1 Напомним, что Иисус на вопрос Пилата "Что есть истина?" ответил: "Я есть истина"; Д. Бруно шел во имя истины на костер; ученый XIX века, напротив того, склонен был думать, что в науке вообще нет морали; а сегодня выражения вроде "прекрасное доказательство" или "изящная формулировка" скорее используются как метафоры, и уж никак не свидетельствуют о том, что это доказательство или эта формулировка могли бы стать предметами профессионального исследования специалистов по эстетике.

Трансценденталистская установка феноменологии или более широкий и менее определенный, нежели она, "предметный подход", выдвигают на передний план другой аспект отнесенности к сознанию: сознание не только процессуально, поскольку ограниченно и на любой данный момент времени репродуцирует сущее в своих идеальных образованиях весьма несовершенно - оно в процессе освоения действительности еще и преобразует ее, задает предметности собственную, априорную (до-опытную), структуру: форма вопроса задает форму ответа. В общем, характерные черты этой позиции мы тоже без труда найдем в концепциях большинства философов второй половины XIX и первых десятилетий XX века (начиная с неокантианского методологиз-ма и кончая марксизмом). И здесь также заметна примечательная эволюция: если в начале трансцендентальный субъект предстает как субъект рационально-логической познавательной активности (образцом такой активности выступает деятельность ученого, научное творчество, способность его создавать гипотезы, причем внимание все же обращено главным образом на конечный результат, научную и, как правило, довольно абстрактную теорию, в которой ученые конечно же рационализируют действительность), то затем он становится все более "земным" (не только ошибающимся, но также "интересующимся", прагматичным, активно действующим, эмоциональным, страдающим, и даже непредсказуемо иррациональным). Соответствующие превращения претерпевает и картина предметной действительности, которую созда

441

ет и в которой живет этот субъект новых философских концепций [1]. В русле таких перемен представляются понятными многие из терминологических новаций, которые мы встречаем уже в первой большой работе Хайдеггера. Мы уже заметили, что он использует термин Dasein вместо того, чтобы применять традиционную философскую терминологию - например, постоянно повторять, что он имеет в виду человека под особым углом зрения. Попробуем привести аргументы в пользу такой замены.

1 Л. Фейербах призывает философов отказаться от абстрактного духа философов и Бога религий и обратиться к "живому человеку; К. Маркс упрекает уже самого Фейербаха за излишнюю абстрактность образа человека в его философской антропологии - по его мнению, фейербаховский человек "не рожден женщиной", а появился, словно бабочка из куколки, из Бога монотеистических религий; С. Кьеркегор издевается над "абстрактным философом", у которого нет чувства юмора и который, видимо, ни разу не испытывал любовной страсти; и это лишь отдельные иллюстрации общей тенденции послегегелевской европейской философии.
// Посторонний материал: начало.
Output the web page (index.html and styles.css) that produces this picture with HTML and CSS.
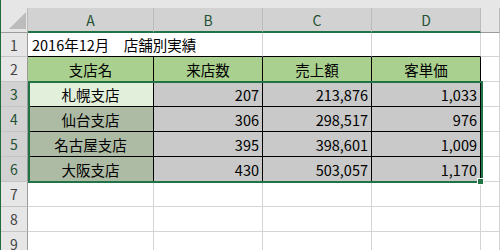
FILE: index.html
```html
<!DOCTYPE html>
<html lang="ja">
<head>
<meta charset="utf-8">
<link rel="stylesheet" href="styles.css">
</head>
<body>
<div class="sheet">
  <div class="strip"></div>
  <div class="grid">
    <div class="corner"><svg width="17" height="17" viewBox="0 0 17 17"><polygon points="17,0 17,17 0,17" fill="#bcbcbc"/></svg></div>
    <div class="ch sel">A</div>
    <div class="ch sel">B</div>
    <div class="ch sel">C</div>
    <div class="ch sel">D</div>
    <div class="ch"></div>

    <div class="rh">1</div>
    <div class="c title tb nor">2016年12月　店舗別実績</div>
    <div class="c tb"></div>
    <div class="c tb"></div>
    <div class="c tb"></div>
    <div class="c"></div>

    <div class="rh">2</div>
    <div class="c d hd">支店名</div>
    <div class="c d hd">来店数</div>
    <div class="c d hd">売上額</div>
    <div class="c d hd">客単価</div>
    <div class="c"></div>

    <div class="rh rsel">3</div>
    <div class="c d ctr active">札幌支店</div>
    <div class="c d num gs">207</div>
    <div class="c d num gs">213,876</div>
    <div class="c d num gs">1,033</div>
    <div class="c"></div>

    <div class="rh rsel">4</div>
    <div class="c d ctr greens">仙台支店</div>
    <div class="c d num gs">306</div>
    <div class="c d num gs">298,517</div>
    <div class="c d num gs">976</div>
    <div class="c"></div>

    <div class="rh rsel">5</div>
    <div class="c d ctr greens">名古屋支店</div>
    <div class="c d num gs">395</div>
    <div class="c d num gs">398,601</div>
    <div class="c d num gs">1,009</div>
    <div class="c"></div>

    <div class="rh rsel">6</div>
    <div class="c d ctr greens">大阪支店</div>
    <div class="c d num gs">430</div>
    <div class="c d num gs">503,057</div>
    <div class="c d num gs">1,170</div>
    <div class="c"></div>

    <div class="rh">7</div>
    <div class="c"></div><div class="c"></div><div class="c"></div><div class="c"></div><div class="c"></div>
    <div class="rh">8</div>
    <div class="c"></div><div class="c"></div><div class="c"></div><div class="c"></div><div class="c"></div>
    <div class="rh">9</div>
    <div class="c"></div><div class="c"></div><div class="c"></div><div class="c"></div><div class="c"></div>
  </div>
  <div class="selection"><div class="handle"></div></div>
</div>
</body>
</html>
```
FILE: styles.css
```css
html, body {
  margin: 0;
  padding: 0;
  background: #ffffff;
  overflow: hidden;
}
.sheet {
  position: relative;
  width: 500px;
  height: 250px;
  overflow: hidden;
  box-sizing: border-box;
  border-left: 1px solid #1e6b3c;
  font-family: "Noto Sans CJK JP", "Noto Sans", sans-serif;
  color: #000;
}
.strip {
  height: 8px;
  background: #e6e6e6;
}
.grid {
  display: grid;
  grid-template-columns: 27px 126px 109px 109px 109px 1fr;
  grid-template-rows: 25px 24px repeat(8, 25px);
}
.grid > div {
  box-sizing: border-box;
  display: flex;
  align-items: center;
  white-space: nowrap;
  min-width: 0;
}
.corner {
  background: #e6e6e6;
  border-right: 1px solid #bcbcbc;
  border-bottom: 1px solid #9b9b9b;
  justify-content: flex-end;
  align-items: flex-end !important;
  padding: 0 1px 3px 0;
}
.ch {
  background: #e6e6e6;
  border-right: 1px solid #bcbcbc;
  border-bottom: 1px solid #9b9b9b;
  justify-content: center;
  font-size: 14px;
  color: #444;
  padding-bottom: 1px;
}
.ch.sel {
  background: #d2d2d2;
  border-bottom: 2px solid #217346;
  color: #1f5134;
  padding-bottom: 0;
}
.rh {
  background: #e6e6e6;
  border-right: 1px solid #9b9b9b;
  border-bottom: 1px solid #c4c4c4;
  justify-content: center;
  font-size: 14px;
  color: #444;
}
.rh.rsel {
  background: #d2d2d2;
  color: #1f5134;
}
.c {
  border-right: 1px solid #d4d4d4;
  border-bottom: 1px solid #d4d4d4;
  font-size: 14.5px;
  padding: 0 3px;
  overflow: visible;
}
.c.title {
  padding-left: 4px;
  position: relative;
  z-index: 1;
}
.c.nor {
  border-right: none;
}
.c.tb {
  border-bottom: 1px solid #000;
}
.c.d {
  border-right: 1px solid #000;
  border-bottom: 1px solid #000;
}
.hd {
  background: #a9d08e;
  justify-content: center;
}
.ctr {
  justify-content: center;
}
.num {
  justify-content: flex-end;
}
.active {
  background: #e2efda;
}
.greens {
  background: #adbaa4;
}
.gs {
  background: #c9c9c9;
}
.selection {
  position: absolute;
  left: 27px;
  top: 81px;
  width: 455px;
  height: 102px;
  box-sizing: border-box;
  border: 2px solid #217346;
  pointer-events: none;
}
.handle {
  position: absolute;
  left: 447px;
  top: 95px;
  width: 5px;
  height: 5px;
  background: #217346;
  border: 1px solid #ffffff;
}
```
В любом языке существуют слова (число их сравнительно невелико), этимология которых позволяет раскрыть закономерности и функционирования, и развития культуры, которая пользуется этим языком. Нужно ли доказывать, что безудержное словотворчество способно привести к тому же результату, что и пресловутое вавилонское "смешение языков", которое прекратило неугодное Господу строительство гигантской башни? Оно способно разрушить преемственную связь культуры, которая составляет безусловную ценность для народа или для человечества в целом, и даже непременное условие существования человеческого сообщества. Если подобное экспериментирование с языком становится всеобщей модой, то культура как живой организм погибает. (Известны и примеры этого не только из истории, но, к сожалению, и как очевидные современные тенденции жизни нашей собственной национальной культуры - начиная с социалистически-бюрократического "новояза" первой трети века и кончая теперешней модой на американизмы и уголовную "феню".) С другой стороны, излишний ригоризм в отношении языковых новаций способен если не остановить полностью развитие таких образований культуры, как наука или искусство, то основательно затормозить его. Поэтому для философа, занятого исследованием человека как субъекта культуры, язык предстает как объект философской рефлексии: если к языку "прислушаться", исследователю откроется жизнь культуры не только в ее самых сокровенных глубинах, но и в ее развитии. Поэтому, с точки зрения Хайдеггера, с одной стороны, "язык есть дом бытия", а с другой - хранители этого "дома" все-таки поэты, а не ученые! Соответственно развитая способность "слушать язык" - это не наука, а искусство философской герменевтики [1].